__Provided data__.
────────────────────────────────────────

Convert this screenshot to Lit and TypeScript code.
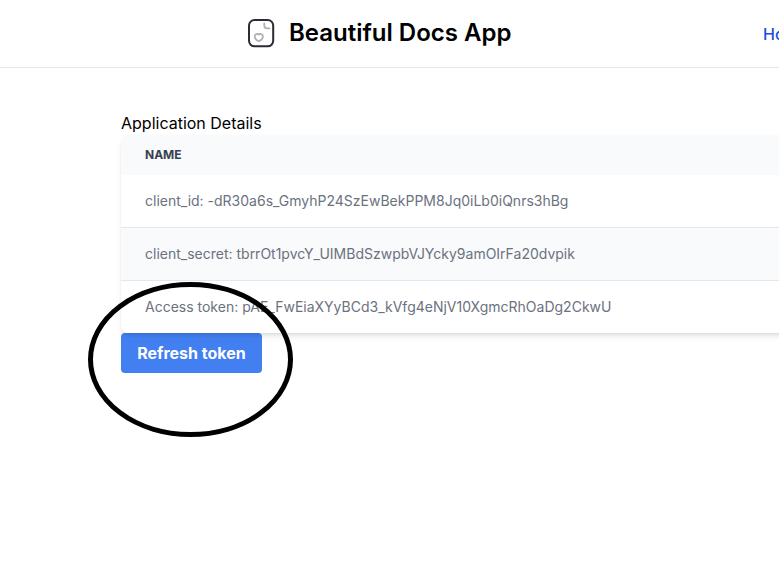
import { LitElement, html, css } from "lit";
import { customElement, property } from "lit/decorators.js";

@customElement("site-header")
class SiteHeader extends LitElement {
  static styles = css`
    :host {
      display: block;
    }
    header {
      box-sizing: border-box;
      display: flex;
      align-items: center;
      height: 68px;
      padding: 0 0 2px 248px;
      border-bottom: 1px solid #e5e7eb;
      white-space: nowrap;
    }
    .logo {
      display: block;
      width: 27px;
      height: 30px;
      flex: none;
    }
    .title {
      margin-left: 14px;
      width: 222px;
      flex: none;
      font-size: 24px;
      line-height: 32px;
      font-weight: 600;
      color: #000;
    }
    .link {
      margin: 2px 0 0 252px;
      font-size: 16px;
      line-height: 24px;
      font-weight: 500;
      color: #1d4ed8;
      text-decoration: none;
    }
  `;

  render() {
    return html`
      <header>
        <svg class="logo" viewBox="0 0 27 30" fill="none" stroke-linecap="round" stroke-linejoin="round">
          <rect x="1" y="2" width="24.2" height="26.3" rx="5.5" stroke="#272c35" stroke-width="2" />
          <path d="M16.3 5.3v2.4q0 2.7 2.7 2.7h2.5" stroke="#b0b0b0" stroke-width="1.8" />
          <path
            d="M10.8 16.6C9.5 15.3 6.7 15.8 6.7 18.6C6.7 21 9.2 22.9 10.8 23.1C12.4 22.9 14.9 21 14.9 18.6C14.9 15.8 12.1 15.3 10.8 16.6Z"
            stroke="#b0b0b0"
            stroke-width="1.8"
          />
        </svg>
        <span class="title">Beautiful Docs App</span>
        <a class="link">Home</a>
      </header>
    `;
  }
}

@customElement("details-table")
class DetailsTable extends LitElement {
  @property({ attribute: false }) rows: string[] = [];

  static styles = css`
    :host {
      display: block;
      position: relative;
      border-radius: 8px;
      box-shadow: 0 4px 6px -1px rgb(0 0 0 / 0.1), 0 2px 4px -2px rgb(0 0 0 / 0.1);
    }
    .clip {
      border-radius: 8px;
      overflow: hidden;
      background: #fff;
      color: #6b7280;
      font-size: 14px;
      line-height: 20px;
      white-space: nowrap;
    }
    .head {
      padding: 12px 24px;
      background: #f9fafb;
      color: #374151;
      font-size: 12px;
      line-height: 16px;
      font-weight: 700;
      text-transform: uppercase;
    }
    .row {
      padding: 16px 24px;
      border-bottom: 1px solid #e5e7eb;
    }
    .row:nth-child(odd) {
      background: #f9fafb;
    }
    .row:last-child {
      border-bottom: 0;
    }
  `;

  render() {
    return html`
      <div class="clip">
        <div class="head">Name</div>
        ${this.rows.map((row) => html`<div class="row">${row}</div>`)}
      </div>
    `;
  }
}

@customElement("app-root")
class AppRoot extends LitElement {
  static styles = css`
    :host {
      display: block;
      position: relative;
      height: 572px;
      overflow: hidden;
      background: #fff;
      font-family: Inter, sans-serif;
      color: #000;
    }
    main {
      width: 900px;
      padding: 43px 0 0 121px;
    }
    .heading {
      font-size: 16px;
      line-height: 24px;
    }
    .refresh {
      display: block;
      width: 141px;
      height: 40px;
      padding: 0;
      border: 0;
      border-radius: 4px;
      background: #4280f2;
      color: #fff;
      font: 700 16px/24px Inter, sans-serif;
      white-space: nowrap;
    }
    .marker {
      position: absolute;
      left: 88px;
      top: 282px;
      width: 205px;
      height: 155px;
      pointer-events: none;
    }
  `;

  private rows = [
    "client_id: -dR30a6s_GmyhP24SzEwBekPPM8Jq0iLb0iQnrs3hBg",
    "client_secret: tbrrOt1pvcY_UIMBdSzwpbVJYcky9amOIrFa20dvpik",
    "Access token: pAE_FwEiaXYyBCd3_kVfg4eNjV10XgmcRhOaDg2CkwU",
  ];

  render() {
    return html`
      <site-header></site-header>
      <main>
        <div class="heading">Application Details</div>
        <details-table .rows=${this.rows}></details-table>
        <button class="refresh">Refresh token</button>
      </main>
      <svg class="marker" viewBox="0 0 205 155" fill="none">
        <ellipse cx="102.5" cy="77.5" rx="100" ry="75" stroke="#000" stroke-width="5" />
      </svg>
    `;
  }
}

────────────────────────────────────────

__Your instructions__.
Output the material word for word, omitting its pictures.

__Result below__.
Convert this screenshot to Lit and TypeScript code.
import { LitElement, html, css } from "lit";
import { customElement, property } from "lit/decorators.js";

@customElement("site-header")
class SiteHeader extends LitElement {
  static styles = css`
    :host {
      display: block;
    }
    header {
      box-sizing: border-box;
      display: flex;
      align-items: center;
      height: 68px;
      padding: 0 0 2px 248px;
      border-bottom: 1px solid #e5e7eb;
      white-space: nowrap;
    }
    .logo {
      display: block;
      width: 27px;
      height: 30px;
      flex: none;
    }
    .title {
      margin-left: 14px;
      width: 222px;
      flex: none;
      font-size: 24px;
      line-height: 32px;
      font-weight: 600;
      color: #000;
    }
    .link {
      margin: 2px 0 0 252px;
      font-size: 16px;
      line-height: 24px;
      font-weight: 500;
      color: #1d4ed8;
      text-decoration: none;
    }
  `;

  render() {
    return html`
      <header>
        <svg class="logo" viewBox="0 0 27 30" fill="none" stroke-linecap="round" stroke-linejoin="round">
          <rect x="1" y="2" width="24.2" height="26.3" rx="5.5" stroke="#272c35" stroke-width="2" />
          <path d="M16.3 5.3v2.4q0 2.7 2.7 2.7h2.5" stroke="#b0b0b0" stroke-width="1.8" />
          <path
            d="M10.8 16.6C9.5 15.3 6.7 15.8 6.7 18.6C6.7 21 9.2 22.9 10.8 23.1C12.4 22.9 14.9 21 14.9 18.6C14.9 15.8 12.1 15.3 10.8 16.6Z"
            stroke="#b0b0b0"
            stroke-width="1.8"
          />
        </svg>
        <span class="title">Beautiful Docs App</span>
        <a class="link">Home</a>
      </header>
    `;
  }
}

@customElement("details-table")
class DetailsTable extends LitElement {
  @property({ attribute: false }) rows: string[] = [];

  static styles = css`
    :host {
      display: block;
      position: relative;
      border-radius: 8px;
      box-shadow: 0 4px 6px -1px rgb(0 0 0 / 0.1), 0 2px 4px -2px rgb(0 0 0 / 0.1);
    }
    .clip {
      border-radius: 8px;
      overflow: hidden;
      background: #fff;
      color: #6b7280;
      font-size: 14px;
      line-height: 20px;
      white-space: nowrap;
    }
    .head {
      padding: 12px 24px;
      background: #f9fafb;
      color: #374151;
      font-size: 12px;
      line-height: 16px;
      font-weight: 700;
      text-transform: uppercase;
    }
    .row {
      padding: 16px 24px;
      border-bottom: 1px solid #e5e7eb;
    }
    .row:nth-child(odd) {
      background: #f9fafb;
    }
    .row:last-child {
      border-bottom: 0;
    }
  `;

  render() {
    return html`
      <div class="clip">
        <div class="head">Name</div>
        ${this.rows.map((row) => html`<div class="row">${row}</div>`)}
      </div>
    `;
  }
}

@customElement("app-root")
class AppRoot extends LitElement {
  static styles = css`
    :host {
      display: block;
      position: relative;
      height: 572px;
      overflow: hidden;
      background: #fff;
      font-family: Inter, sans-serif;
      color: #000;
    }
    main {
      width: 900px;
      padding: 43px 0 0 121px;
    }
    .heading {
      font-size: 16px;
      line-height: 24px;
    }
    .refresh {
      display: block;
      width: 141px;
      height: 40px;
      padding: 0;
      border: 0;
      border-radius: 4px;
      background: #4280f2;
      color: #fff;
      font: 700 16px/24px Inter, sans-serif;
      white-space: nowrap;
    }
    .marker {
      position: absolute;
      left: 88px;
      top: 282px;
      width: 205px;
      height: 155px;
      pointer-events: none;
    }
  `;

  private rows = [
    "client_id: -dR30a6s_GmyhP24SzEwBekPPM8Jq0iLb0iQnrs3hBg",
    "client_secret: tbrrOt1pvcY_UIMBdSzwpbVJYcky9amOIrFa20dvpik",
    "Access token: pAE_FwEiaXYyBCd3_kVfg4eNjV10XgmcRhOaDg2CkwU",
  ];

  render() {
    return html`
      <site-header></site-header>
      <main>
        <div class="heading">Application Details</div>
        <details-table .rows=${this.rows}></details-table>
        <button class="refresh">Refresh token</button>
      </main>
      <svg class="marker" viewBox="0 0 205 155" fill="none">
        <ellipse cx="102.5" cy="77.5" rx="100" ry="75" stroke="#000" stroke-width="5" />
      </svg>
    `;
  }
}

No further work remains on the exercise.